Instruction: State only how many lines below include the string "React".

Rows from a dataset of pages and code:
--
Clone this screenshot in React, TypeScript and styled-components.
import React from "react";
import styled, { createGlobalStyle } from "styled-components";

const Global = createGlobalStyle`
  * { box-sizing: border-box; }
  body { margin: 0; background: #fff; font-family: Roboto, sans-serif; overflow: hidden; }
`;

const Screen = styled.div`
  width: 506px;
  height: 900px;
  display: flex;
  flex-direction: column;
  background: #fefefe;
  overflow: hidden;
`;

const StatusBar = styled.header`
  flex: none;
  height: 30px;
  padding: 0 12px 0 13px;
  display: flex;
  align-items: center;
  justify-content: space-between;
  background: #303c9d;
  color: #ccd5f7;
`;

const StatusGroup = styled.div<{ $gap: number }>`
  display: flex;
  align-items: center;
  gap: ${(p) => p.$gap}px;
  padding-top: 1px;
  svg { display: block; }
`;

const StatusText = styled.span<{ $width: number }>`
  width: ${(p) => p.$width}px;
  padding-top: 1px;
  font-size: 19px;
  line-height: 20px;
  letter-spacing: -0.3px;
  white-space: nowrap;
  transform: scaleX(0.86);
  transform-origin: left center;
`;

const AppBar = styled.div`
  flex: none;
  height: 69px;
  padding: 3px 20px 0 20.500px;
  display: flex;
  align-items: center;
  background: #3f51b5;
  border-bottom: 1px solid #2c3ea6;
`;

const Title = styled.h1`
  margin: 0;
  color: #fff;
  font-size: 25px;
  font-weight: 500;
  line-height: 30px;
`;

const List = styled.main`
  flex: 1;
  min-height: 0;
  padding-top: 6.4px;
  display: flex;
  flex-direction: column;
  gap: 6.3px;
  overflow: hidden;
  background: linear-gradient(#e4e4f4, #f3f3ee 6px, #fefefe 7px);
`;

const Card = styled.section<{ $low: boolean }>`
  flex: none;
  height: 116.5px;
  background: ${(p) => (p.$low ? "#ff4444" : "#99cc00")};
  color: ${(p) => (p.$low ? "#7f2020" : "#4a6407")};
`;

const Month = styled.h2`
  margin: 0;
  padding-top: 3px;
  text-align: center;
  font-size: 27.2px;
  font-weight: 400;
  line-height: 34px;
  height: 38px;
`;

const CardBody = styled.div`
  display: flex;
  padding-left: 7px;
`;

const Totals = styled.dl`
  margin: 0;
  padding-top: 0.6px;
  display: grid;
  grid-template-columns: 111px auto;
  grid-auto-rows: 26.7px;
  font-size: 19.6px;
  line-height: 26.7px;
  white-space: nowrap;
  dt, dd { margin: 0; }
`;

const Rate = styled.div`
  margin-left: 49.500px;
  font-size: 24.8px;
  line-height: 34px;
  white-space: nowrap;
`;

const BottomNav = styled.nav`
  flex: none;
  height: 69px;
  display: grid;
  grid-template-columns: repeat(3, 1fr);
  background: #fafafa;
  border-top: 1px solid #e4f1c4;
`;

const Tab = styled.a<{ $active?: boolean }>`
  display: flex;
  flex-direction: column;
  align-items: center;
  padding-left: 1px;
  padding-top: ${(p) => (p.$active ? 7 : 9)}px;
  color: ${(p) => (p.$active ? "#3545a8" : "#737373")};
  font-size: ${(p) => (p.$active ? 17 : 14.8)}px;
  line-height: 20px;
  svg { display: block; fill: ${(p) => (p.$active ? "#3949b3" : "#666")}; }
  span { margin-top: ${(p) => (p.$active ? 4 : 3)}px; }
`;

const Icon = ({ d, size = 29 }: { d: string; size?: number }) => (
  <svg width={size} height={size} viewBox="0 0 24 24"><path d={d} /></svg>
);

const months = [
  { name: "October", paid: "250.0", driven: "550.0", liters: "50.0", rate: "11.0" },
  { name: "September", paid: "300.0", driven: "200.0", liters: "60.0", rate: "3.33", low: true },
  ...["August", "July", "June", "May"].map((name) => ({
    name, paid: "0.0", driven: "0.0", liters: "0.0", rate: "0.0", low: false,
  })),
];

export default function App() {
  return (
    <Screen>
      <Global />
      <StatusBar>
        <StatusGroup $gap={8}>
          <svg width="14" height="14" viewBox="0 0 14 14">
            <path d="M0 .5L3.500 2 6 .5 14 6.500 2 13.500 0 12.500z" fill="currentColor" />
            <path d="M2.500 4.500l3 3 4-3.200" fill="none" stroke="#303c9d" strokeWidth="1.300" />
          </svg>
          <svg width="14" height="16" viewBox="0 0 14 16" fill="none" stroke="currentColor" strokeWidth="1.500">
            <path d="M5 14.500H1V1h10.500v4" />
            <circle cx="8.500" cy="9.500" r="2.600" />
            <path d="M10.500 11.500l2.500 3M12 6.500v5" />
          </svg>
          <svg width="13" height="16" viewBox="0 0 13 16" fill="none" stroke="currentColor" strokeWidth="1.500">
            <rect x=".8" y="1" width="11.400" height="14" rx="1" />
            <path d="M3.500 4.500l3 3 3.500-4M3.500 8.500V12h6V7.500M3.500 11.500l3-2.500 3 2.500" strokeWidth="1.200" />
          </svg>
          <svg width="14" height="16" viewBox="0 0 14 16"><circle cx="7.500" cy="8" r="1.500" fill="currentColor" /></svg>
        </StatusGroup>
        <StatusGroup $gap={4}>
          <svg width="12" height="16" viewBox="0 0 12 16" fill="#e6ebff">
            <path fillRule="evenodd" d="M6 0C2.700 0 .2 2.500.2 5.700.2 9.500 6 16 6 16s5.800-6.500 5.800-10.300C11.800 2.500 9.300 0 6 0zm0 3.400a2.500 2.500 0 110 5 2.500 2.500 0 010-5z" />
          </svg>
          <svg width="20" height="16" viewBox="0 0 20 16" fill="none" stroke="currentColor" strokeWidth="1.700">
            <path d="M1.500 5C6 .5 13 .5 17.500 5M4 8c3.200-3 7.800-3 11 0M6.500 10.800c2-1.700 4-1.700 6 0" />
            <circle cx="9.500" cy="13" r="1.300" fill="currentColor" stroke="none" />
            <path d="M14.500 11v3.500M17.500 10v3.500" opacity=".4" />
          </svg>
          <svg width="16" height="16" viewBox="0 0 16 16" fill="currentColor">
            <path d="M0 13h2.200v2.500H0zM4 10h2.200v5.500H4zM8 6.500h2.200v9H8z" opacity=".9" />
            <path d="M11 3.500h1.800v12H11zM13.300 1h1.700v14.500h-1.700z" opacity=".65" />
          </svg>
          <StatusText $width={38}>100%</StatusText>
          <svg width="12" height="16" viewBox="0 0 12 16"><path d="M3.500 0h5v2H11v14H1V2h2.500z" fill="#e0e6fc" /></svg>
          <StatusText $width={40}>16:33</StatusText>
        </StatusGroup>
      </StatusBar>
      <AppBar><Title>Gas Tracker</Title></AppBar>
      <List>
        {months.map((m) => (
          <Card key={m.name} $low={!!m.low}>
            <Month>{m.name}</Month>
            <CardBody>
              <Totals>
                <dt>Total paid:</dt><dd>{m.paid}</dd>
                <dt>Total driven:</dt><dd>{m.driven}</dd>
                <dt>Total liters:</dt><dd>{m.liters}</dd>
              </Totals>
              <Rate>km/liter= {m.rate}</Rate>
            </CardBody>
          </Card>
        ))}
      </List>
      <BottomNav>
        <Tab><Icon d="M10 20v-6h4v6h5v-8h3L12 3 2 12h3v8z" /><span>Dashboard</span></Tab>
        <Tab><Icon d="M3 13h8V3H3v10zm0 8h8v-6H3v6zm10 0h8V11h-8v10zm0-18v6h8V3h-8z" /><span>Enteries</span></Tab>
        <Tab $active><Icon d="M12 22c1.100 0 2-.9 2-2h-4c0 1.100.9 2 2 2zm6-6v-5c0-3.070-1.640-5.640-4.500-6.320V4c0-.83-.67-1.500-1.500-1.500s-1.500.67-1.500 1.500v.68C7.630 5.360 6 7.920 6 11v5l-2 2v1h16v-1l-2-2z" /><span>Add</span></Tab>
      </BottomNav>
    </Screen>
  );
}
--
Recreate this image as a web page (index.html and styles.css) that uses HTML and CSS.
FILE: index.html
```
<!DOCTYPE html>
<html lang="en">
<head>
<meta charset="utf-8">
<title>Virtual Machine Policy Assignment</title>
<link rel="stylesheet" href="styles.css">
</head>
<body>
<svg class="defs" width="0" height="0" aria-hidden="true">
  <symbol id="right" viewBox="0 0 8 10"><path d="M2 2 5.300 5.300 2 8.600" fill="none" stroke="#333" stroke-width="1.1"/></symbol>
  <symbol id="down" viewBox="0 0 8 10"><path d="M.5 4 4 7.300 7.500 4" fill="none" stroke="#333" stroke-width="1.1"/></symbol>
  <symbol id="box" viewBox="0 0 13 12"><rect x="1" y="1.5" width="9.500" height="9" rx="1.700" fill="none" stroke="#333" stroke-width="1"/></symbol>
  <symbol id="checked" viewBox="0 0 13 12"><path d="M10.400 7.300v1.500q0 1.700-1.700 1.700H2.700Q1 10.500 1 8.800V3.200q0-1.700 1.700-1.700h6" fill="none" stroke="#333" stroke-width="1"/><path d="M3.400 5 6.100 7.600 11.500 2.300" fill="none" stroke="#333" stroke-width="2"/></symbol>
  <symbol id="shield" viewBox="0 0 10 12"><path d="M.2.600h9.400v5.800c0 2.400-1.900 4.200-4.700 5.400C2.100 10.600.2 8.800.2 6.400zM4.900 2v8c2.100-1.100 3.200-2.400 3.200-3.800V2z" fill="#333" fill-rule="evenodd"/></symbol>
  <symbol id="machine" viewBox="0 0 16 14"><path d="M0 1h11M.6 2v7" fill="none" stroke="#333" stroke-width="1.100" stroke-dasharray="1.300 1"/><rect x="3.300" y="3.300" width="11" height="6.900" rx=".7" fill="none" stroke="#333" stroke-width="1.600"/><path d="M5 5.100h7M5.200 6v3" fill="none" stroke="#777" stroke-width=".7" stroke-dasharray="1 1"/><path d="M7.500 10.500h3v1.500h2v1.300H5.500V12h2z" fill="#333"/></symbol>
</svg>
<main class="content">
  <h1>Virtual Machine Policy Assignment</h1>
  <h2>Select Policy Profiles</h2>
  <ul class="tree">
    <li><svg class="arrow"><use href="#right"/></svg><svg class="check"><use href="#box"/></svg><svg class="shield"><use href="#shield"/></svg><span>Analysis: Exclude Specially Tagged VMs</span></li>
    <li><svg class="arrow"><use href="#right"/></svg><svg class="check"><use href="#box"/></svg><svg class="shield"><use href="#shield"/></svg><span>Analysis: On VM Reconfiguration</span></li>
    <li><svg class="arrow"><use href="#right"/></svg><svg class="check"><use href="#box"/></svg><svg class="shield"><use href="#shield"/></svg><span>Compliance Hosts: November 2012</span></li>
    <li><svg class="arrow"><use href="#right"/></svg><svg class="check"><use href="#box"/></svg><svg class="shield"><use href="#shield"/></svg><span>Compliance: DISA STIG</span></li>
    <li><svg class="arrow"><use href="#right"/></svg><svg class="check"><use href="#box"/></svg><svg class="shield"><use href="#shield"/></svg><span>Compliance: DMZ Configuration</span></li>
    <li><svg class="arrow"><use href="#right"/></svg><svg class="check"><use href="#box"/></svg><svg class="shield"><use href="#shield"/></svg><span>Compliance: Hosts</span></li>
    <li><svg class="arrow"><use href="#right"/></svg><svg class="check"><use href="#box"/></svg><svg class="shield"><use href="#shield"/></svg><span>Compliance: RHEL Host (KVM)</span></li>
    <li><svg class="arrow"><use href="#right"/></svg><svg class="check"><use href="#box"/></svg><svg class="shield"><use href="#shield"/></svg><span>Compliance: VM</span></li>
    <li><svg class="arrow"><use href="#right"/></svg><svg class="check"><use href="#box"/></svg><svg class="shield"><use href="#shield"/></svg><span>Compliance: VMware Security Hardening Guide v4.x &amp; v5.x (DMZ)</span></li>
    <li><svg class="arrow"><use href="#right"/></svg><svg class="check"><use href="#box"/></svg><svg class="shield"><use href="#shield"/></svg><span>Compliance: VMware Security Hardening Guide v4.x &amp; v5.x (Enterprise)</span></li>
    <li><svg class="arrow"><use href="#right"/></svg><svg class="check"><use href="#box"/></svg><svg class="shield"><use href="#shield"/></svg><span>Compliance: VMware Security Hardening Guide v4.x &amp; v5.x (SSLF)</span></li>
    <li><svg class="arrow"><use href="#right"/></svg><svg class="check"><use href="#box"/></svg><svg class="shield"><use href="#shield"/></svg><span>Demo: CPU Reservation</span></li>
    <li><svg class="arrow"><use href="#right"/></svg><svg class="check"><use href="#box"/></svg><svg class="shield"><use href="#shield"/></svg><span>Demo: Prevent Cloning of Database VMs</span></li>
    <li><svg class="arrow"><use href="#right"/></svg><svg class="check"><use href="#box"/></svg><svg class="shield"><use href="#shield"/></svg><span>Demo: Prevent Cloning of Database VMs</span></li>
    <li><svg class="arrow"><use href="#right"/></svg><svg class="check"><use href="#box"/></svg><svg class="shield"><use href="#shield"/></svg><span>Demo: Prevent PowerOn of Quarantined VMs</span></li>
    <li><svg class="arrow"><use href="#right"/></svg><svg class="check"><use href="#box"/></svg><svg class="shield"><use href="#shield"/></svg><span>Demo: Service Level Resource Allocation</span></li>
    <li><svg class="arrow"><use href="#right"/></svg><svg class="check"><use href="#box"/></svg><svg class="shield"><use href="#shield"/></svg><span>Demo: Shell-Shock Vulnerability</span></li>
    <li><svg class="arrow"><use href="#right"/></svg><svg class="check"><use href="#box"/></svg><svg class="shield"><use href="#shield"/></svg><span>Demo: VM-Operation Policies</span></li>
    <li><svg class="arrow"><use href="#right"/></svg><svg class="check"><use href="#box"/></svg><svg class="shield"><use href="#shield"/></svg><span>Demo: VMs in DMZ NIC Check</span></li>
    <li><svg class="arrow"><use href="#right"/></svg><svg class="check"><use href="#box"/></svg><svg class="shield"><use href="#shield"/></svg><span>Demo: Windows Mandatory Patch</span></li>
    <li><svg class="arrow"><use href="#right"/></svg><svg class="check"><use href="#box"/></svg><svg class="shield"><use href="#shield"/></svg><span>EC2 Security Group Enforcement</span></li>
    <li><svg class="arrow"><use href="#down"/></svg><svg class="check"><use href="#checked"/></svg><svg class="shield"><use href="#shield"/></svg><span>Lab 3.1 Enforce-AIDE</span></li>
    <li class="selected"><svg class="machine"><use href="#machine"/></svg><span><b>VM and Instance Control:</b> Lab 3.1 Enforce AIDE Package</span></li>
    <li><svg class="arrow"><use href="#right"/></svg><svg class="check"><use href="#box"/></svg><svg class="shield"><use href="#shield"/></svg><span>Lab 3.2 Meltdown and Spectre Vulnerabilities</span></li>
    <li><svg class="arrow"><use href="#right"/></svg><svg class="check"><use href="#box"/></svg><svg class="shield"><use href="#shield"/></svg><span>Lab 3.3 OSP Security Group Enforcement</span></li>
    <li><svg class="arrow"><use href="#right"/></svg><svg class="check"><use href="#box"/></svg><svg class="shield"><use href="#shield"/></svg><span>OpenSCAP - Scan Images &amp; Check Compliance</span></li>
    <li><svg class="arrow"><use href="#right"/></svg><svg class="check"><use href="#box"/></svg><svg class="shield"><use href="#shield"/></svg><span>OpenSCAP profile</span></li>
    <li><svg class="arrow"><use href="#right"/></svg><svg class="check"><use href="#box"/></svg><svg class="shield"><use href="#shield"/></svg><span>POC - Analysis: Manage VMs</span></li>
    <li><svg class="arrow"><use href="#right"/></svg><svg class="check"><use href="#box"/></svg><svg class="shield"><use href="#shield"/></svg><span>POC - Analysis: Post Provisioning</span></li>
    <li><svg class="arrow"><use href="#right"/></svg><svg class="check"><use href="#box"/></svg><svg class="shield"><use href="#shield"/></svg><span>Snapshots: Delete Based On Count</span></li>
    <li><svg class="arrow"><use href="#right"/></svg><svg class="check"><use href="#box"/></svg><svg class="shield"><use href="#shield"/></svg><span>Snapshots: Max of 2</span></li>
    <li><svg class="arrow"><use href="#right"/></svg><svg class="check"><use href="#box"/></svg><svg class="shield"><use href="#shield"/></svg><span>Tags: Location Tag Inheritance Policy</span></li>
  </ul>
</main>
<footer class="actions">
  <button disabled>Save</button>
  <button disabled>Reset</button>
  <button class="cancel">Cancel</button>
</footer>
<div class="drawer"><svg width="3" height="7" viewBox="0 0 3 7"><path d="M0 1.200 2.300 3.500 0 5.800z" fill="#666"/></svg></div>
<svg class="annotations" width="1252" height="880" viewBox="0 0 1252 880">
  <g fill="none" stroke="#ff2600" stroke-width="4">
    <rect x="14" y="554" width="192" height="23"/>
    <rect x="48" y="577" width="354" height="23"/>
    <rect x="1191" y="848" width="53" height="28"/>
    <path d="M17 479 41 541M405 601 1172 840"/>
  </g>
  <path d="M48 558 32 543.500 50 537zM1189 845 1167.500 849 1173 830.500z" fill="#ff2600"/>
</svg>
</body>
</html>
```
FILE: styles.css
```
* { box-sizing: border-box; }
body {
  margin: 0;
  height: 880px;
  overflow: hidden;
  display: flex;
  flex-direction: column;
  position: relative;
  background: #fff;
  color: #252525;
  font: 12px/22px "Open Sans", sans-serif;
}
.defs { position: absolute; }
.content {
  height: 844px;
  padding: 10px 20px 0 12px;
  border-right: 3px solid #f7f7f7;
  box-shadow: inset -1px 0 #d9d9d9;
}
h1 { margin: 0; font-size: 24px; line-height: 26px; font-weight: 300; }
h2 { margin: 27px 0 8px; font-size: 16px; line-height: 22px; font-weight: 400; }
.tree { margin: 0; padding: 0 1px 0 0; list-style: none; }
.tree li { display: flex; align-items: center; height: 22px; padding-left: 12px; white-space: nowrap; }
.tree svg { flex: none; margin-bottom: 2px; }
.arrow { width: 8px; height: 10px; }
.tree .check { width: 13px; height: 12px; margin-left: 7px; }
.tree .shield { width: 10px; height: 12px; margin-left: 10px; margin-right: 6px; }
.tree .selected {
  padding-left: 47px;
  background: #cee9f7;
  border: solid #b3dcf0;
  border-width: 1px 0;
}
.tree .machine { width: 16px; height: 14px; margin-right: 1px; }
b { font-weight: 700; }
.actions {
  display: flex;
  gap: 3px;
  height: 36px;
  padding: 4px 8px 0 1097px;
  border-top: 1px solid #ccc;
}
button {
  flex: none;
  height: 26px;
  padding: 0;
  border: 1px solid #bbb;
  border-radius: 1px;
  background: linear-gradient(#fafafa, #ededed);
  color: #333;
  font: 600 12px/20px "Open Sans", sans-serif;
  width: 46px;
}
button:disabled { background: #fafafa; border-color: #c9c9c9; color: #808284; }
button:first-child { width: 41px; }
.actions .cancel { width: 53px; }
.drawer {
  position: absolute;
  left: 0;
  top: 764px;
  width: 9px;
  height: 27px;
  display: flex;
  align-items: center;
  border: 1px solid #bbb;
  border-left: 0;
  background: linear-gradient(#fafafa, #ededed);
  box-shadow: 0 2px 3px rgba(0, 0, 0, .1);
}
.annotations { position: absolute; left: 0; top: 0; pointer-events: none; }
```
--
Written solution: 2